------ Information provided

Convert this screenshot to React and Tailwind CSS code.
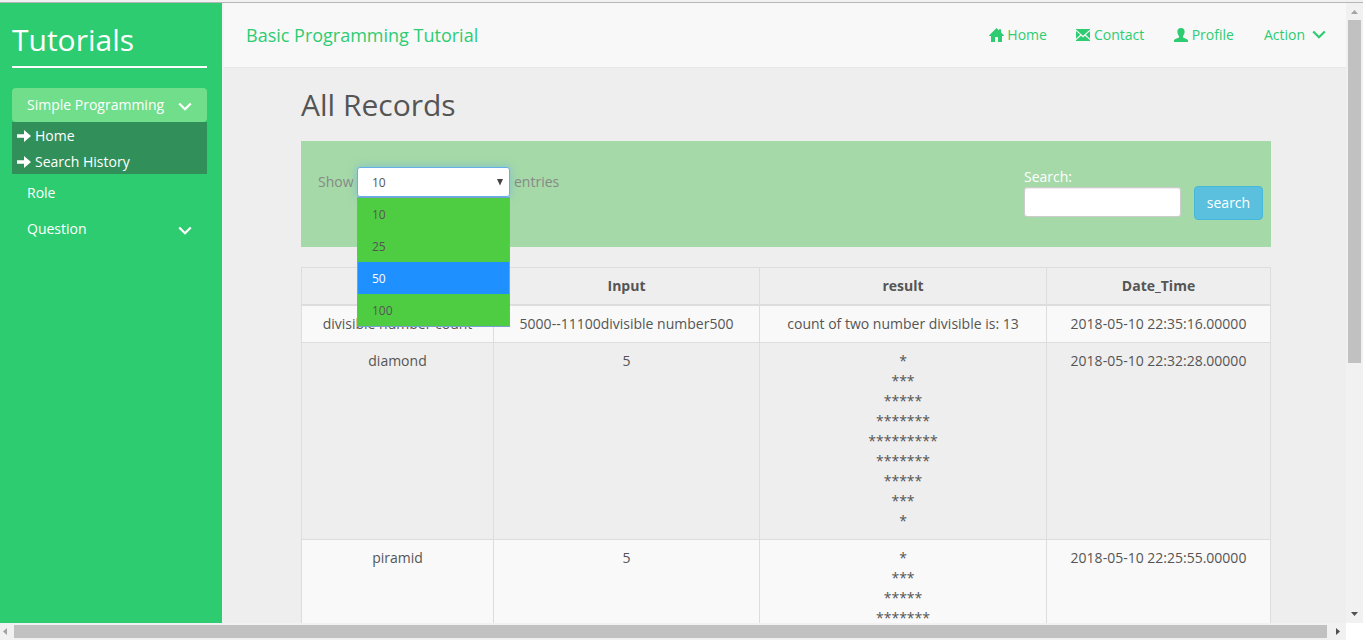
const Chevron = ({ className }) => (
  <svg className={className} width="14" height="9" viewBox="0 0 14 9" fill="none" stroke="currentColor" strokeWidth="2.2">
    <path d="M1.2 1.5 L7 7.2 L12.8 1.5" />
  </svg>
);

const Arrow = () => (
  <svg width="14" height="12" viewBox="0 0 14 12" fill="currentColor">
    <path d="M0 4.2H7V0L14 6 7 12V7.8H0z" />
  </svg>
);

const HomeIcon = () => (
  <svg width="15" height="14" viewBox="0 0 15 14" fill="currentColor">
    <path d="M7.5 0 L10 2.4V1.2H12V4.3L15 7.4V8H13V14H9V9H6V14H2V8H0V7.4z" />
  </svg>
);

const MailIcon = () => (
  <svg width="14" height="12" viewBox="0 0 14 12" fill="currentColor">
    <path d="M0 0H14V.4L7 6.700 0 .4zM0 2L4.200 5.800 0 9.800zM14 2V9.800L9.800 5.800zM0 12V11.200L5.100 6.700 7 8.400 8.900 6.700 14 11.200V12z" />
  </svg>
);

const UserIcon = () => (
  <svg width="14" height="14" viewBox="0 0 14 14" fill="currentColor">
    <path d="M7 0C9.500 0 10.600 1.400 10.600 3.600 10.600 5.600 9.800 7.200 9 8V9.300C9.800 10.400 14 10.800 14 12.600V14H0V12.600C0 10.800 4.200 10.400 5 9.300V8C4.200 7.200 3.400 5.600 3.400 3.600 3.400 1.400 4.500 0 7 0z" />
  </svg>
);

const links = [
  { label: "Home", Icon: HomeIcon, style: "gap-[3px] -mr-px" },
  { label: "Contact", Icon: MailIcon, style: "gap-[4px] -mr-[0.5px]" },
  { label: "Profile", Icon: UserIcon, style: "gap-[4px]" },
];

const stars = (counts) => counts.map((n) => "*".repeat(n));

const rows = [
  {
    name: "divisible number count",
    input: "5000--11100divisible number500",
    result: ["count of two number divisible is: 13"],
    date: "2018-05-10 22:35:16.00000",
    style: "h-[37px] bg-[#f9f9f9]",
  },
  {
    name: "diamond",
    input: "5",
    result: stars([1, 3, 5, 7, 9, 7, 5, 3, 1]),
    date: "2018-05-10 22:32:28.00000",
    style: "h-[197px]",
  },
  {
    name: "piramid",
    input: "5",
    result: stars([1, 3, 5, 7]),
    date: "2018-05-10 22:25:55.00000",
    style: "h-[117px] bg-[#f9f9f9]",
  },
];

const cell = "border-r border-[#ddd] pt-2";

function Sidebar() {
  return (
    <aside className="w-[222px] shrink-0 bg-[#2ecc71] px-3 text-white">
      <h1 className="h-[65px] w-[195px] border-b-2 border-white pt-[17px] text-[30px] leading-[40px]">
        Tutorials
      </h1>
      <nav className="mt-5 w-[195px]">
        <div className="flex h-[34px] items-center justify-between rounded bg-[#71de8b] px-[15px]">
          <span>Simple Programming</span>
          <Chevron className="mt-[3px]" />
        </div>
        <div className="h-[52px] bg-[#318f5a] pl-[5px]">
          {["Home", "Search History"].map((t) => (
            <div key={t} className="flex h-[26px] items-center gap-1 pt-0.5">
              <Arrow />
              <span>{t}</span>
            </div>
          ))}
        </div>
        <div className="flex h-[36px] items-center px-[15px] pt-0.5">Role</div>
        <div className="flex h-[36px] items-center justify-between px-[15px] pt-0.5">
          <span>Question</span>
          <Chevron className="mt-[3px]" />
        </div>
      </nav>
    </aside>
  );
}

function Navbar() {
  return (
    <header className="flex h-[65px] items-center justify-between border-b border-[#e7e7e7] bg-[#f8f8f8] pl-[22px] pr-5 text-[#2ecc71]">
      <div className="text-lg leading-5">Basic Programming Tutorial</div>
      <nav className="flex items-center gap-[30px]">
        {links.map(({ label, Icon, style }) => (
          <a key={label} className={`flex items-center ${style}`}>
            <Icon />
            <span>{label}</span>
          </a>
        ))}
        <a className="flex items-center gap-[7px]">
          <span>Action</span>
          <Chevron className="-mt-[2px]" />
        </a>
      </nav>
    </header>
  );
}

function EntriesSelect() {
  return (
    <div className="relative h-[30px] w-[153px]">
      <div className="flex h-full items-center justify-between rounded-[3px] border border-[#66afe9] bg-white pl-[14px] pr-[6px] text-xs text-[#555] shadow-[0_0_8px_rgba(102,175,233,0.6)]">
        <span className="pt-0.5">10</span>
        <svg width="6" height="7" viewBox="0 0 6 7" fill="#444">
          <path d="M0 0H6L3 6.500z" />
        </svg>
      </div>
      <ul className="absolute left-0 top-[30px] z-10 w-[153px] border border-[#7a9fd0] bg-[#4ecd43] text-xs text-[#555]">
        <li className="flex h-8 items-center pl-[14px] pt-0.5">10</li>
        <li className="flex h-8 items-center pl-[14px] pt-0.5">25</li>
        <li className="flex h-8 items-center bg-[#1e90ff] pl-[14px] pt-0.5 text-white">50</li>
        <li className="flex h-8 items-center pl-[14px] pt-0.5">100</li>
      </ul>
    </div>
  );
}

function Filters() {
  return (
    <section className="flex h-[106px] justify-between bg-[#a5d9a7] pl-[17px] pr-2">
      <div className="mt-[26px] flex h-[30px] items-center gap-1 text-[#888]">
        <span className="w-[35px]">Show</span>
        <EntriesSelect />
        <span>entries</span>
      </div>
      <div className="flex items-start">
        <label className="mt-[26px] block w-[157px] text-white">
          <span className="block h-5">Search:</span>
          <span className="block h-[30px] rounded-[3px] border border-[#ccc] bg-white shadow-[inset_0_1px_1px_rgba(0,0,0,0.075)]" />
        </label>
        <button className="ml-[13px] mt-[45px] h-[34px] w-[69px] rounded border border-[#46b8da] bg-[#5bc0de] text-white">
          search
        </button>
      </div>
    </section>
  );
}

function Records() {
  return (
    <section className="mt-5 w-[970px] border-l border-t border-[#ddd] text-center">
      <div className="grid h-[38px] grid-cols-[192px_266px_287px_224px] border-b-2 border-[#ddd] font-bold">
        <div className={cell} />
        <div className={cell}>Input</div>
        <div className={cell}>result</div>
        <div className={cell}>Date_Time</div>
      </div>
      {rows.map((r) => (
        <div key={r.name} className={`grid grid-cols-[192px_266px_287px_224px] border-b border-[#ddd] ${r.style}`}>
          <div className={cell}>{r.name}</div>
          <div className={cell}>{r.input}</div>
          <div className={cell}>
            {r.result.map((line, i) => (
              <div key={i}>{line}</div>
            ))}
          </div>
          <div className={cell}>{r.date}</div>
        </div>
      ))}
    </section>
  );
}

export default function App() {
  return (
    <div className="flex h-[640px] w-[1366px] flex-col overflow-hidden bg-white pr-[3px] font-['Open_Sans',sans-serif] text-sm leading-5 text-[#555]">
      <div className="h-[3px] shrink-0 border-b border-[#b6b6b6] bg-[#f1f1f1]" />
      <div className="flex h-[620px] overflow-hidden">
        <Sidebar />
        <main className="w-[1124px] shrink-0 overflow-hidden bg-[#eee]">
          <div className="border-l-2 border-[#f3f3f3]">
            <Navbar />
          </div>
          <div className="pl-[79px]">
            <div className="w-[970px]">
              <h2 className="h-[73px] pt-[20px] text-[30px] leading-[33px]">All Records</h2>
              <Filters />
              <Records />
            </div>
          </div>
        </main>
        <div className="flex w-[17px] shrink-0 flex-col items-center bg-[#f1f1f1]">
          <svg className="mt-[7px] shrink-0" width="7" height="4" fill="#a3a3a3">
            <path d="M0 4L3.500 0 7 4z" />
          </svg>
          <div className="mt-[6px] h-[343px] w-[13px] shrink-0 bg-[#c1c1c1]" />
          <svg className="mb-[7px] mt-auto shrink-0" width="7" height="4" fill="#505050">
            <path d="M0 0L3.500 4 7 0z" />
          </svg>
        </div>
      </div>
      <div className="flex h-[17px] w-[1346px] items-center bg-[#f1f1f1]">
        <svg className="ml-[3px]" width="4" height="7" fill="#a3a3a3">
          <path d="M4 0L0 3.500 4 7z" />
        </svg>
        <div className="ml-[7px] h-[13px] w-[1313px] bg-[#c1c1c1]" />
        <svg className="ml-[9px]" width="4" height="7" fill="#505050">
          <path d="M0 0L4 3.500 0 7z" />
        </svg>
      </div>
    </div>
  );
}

------------

— Task to carry out —
Pictures are excluded: retype only the lines from the beginning of the listing above through the line with "const stars = (counts)", both included.

— Final result —
Convert this screenshot to React and Tailwind CSS code.
const Chevron = ({ className }) => (
  <svg className={className} width="14" height="9" viewBox="0 0 14 9" fill="none" stroke="currentColor" strokeWidth="2.2">
    <path d="M1.2 1.5 L7 7.2 L12.8 1.5" />
  </svg>
);

const Arrow = () => (
  <svg width="14" height="12" viewBox="0 0 14 12" fill="currentColor">
    <path d="M0 4.2H7V0L14 6 7 12V7.8H0z" />
  </svg>
);

const HomeIcon = () => (
  <svg width="15" height="14" viewBox="0 0 15 14" fill="currentColor">
    <path d="M7.5 0 L10 2.4V1.2H12V4.3L15 7.4V8H13V14H9V9H6V14H2V8H0V7.4z" />
  </svg>
);

const MailIcon = () => (
  <svg width="14" height="12" viewBox="0 0 14 12" fill="currentColor">
    <path d="M0 0H14V.4L7 6.700 0 .4zM0 2L4.200 5.800 0 9.800zM14 2V9.800L9.800 5.800zM0 12V11.200L5.100 6.700 7 8.400 8.900 6.700 14 11.200V12z" />
  </svg>
);

const UserIcon = () => (
  <svg width="14" height="14" viewBox="0 0 14 14" fill="currentColor">
    <path d="M7 0C9.500 0 10.600 1.400 10.600 3.600 10.600 5.600 9.800 7.200 9 8V9.300C9.800 10.400 14 10.800 14 12.600V14H0V12.600C0 10.800 4.200 10.400 5 9.300V8C4.200 7.200 3.400 5.600 3.400 3.600 3.400 1.400 4.500 0 7 0z" />
  </svg>
);

const links = [
  { label: "Home", Icon: HomeIcon, style: "gap-[3px] -mr-px" },
  { label: "Contact", Icon: MailIcon, style: "gap-[4px] -mr-[0.5px]" },
  { label: "Profile", Icon: UserIcon, style: "gap-[4px]" },
];

const stars = (counts) => counts.map((n) => "*".repeat(n));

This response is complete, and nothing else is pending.